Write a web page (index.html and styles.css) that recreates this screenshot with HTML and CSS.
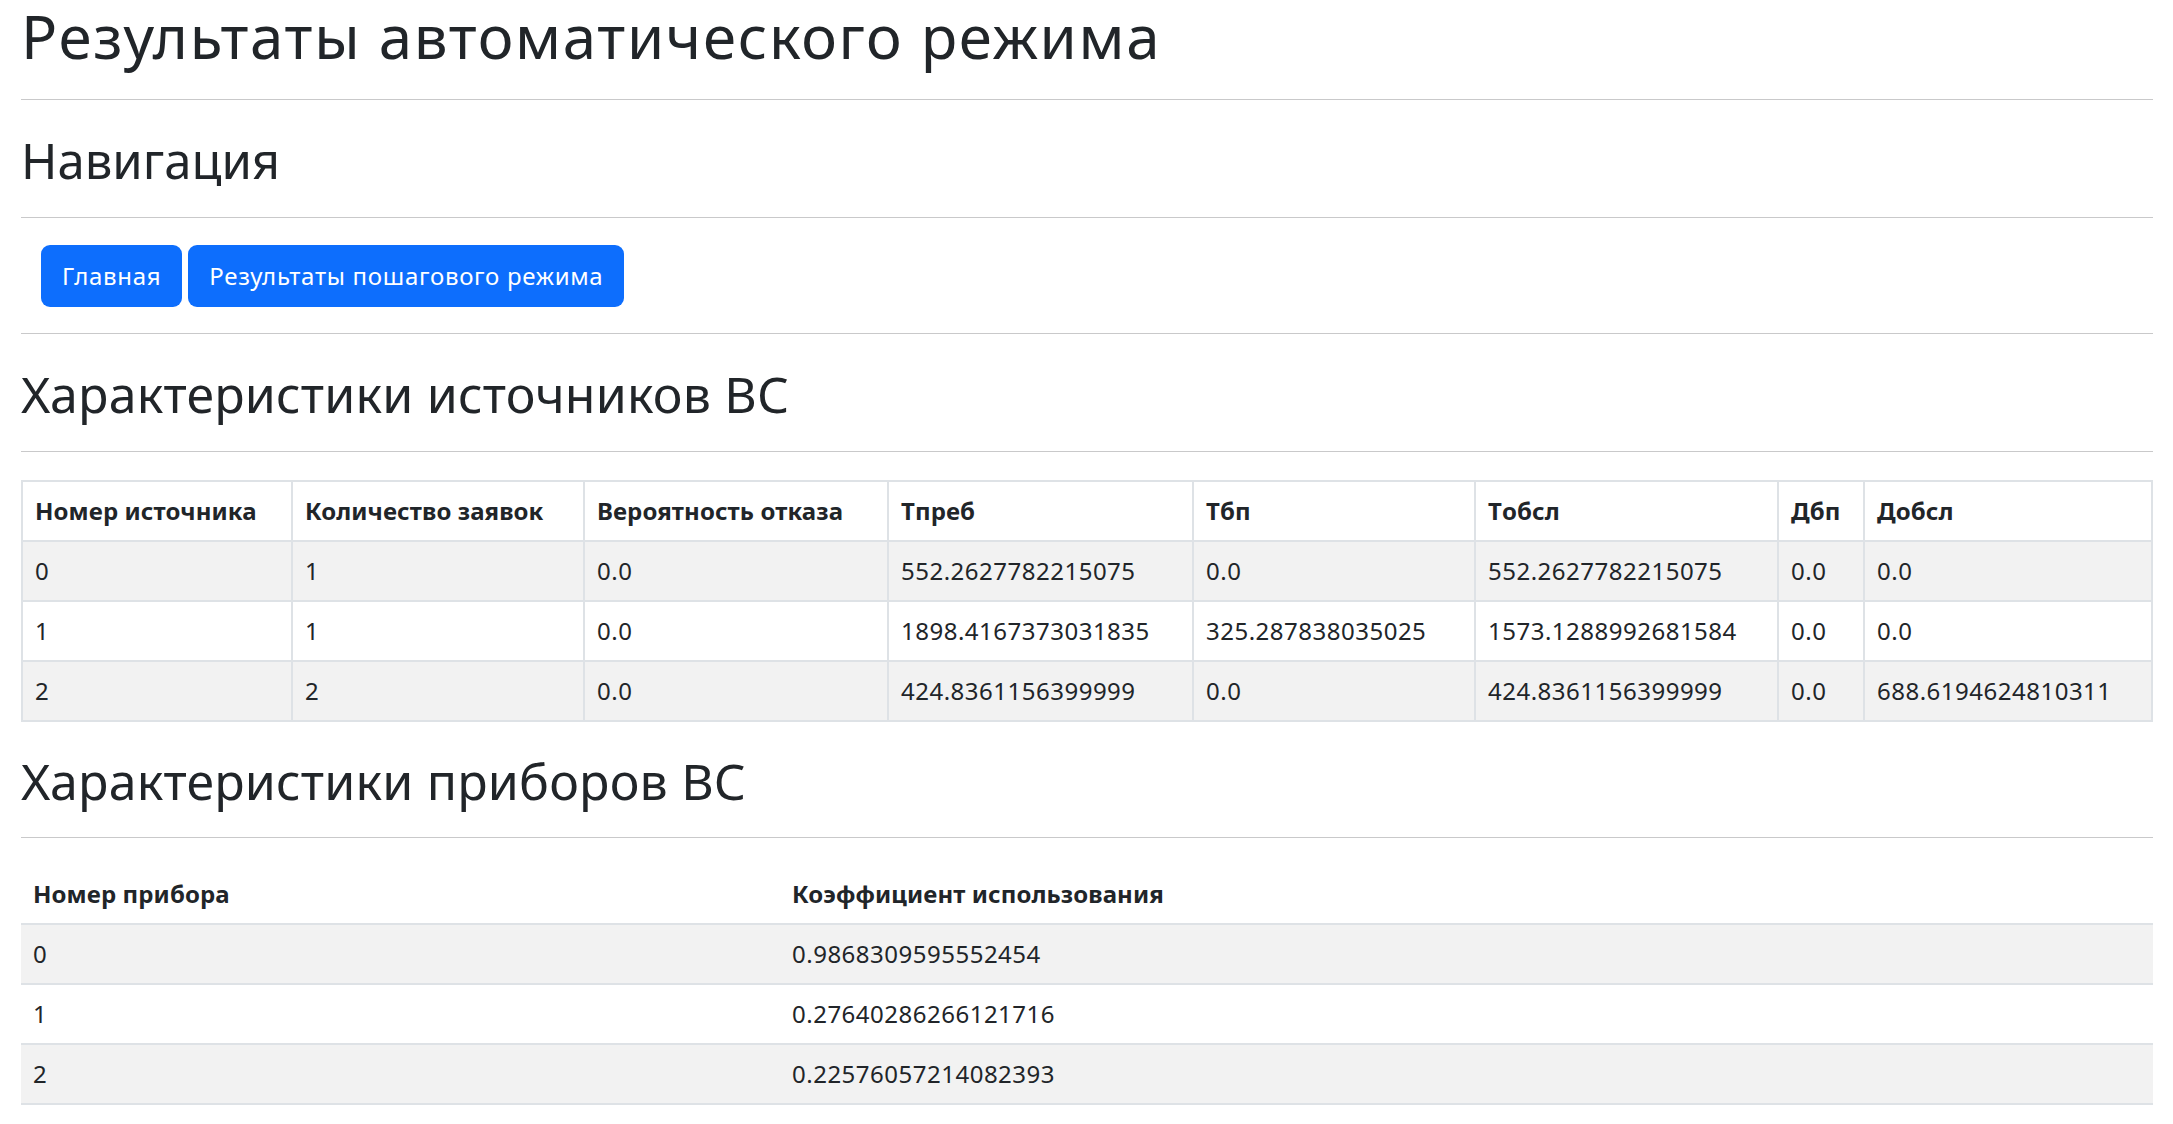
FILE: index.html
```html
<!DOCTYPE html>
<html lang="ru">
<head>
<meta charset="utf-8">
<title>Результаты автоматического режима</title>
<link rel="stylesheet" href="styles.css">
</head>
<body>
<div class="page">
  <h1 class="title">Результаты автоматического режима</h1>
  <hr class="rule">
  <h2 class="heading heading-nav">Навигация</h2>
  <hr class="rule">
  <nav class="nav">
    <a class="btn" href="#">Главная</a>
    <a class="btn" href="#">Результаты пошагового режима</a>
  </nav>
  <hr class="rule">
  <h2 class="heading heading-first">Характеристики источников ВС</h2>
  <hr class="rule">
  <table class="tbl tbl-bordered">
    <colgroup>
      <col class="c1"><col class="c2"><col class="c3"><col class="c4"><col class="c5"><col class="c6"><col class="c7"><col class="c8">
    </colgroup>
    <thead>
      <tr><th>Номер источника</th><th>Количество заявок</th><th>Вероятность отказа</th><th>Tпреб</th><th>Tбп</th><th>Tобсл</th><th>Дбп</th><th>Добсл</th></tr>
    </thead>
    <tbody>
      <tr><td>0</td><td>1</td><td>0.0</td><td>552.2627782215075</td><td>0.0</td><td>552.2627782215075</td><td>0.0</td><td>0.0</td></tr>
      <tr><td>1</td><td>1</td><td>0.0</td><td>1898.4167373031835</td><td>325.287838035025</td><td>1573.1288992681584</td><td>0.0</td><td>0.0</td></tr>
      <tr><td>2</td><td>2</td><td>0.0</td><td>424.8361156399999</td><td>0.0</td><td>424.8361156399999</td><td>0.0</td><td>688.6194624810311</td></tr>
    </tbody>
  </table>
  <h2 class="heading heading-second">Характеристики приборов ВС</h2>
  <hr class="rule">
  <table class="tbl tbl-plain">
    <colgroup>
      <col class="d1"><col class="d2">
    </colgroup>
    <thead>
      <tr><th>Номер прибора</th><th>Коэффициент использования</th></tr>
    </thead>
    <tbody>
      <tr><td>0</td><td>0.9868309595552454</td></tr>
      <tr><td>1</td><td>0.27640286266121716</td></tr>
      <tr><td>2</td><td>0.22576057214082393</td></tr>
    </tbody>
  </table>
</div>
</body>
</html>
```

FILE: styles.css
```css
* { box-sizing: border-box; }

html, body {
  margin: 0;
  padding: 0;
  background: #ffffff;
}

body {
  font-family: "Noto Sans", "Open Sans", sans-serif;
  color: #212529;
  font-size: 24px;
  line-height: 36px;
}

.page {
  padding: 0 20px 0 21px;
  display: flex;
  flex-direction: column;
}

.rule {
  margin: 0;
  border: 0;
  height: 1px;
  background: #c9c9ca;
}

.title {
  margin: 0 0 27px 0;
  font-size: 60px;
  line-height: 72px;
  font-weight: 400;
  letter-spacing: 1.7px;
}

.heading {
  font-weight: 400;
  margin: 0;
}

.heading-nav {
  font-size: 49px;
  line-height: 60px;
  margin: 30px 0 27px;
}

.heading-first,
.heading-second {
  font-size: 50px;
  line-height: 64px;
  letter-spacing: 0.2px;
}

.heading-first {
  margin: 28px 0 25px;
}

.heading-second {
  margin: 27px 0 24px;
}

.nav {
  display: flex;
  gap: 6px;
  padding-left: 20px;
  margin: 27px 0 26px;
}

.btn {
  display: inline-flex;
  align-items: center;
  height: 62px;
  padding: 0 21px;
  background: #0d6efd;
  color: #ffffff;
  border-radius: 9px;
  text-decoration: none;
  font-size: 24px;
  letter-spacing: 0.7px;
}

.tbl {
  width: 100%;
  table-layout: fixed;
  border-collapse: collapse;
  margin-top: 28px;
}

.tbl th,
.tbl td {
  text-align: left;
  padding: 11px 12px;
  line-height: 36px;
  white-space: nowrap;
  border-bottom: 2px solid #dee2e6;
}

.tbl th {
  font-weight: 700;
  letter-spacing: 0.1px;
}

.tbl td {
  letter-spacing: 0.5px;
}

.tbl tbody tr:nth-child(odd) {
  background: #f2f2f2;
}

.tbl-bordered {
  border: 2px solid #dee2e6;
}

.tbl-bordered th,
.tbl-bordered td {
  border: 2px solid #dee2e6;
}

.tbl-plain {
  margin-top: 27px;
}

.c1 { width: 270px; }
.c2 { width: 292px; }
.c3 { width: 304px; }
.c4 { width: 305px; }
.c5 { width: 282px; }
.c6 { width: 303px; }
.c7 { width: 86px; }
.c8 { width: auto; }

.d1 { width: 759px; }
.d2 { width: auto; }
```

◆ **Your task**
Identify every line holding the word "page" and copy it out.

◆ **Answer for this exercise**
Write a web page (index.html and styles.css) that recreates this screenshot with HTML and CSS.
<div class="page">
.page {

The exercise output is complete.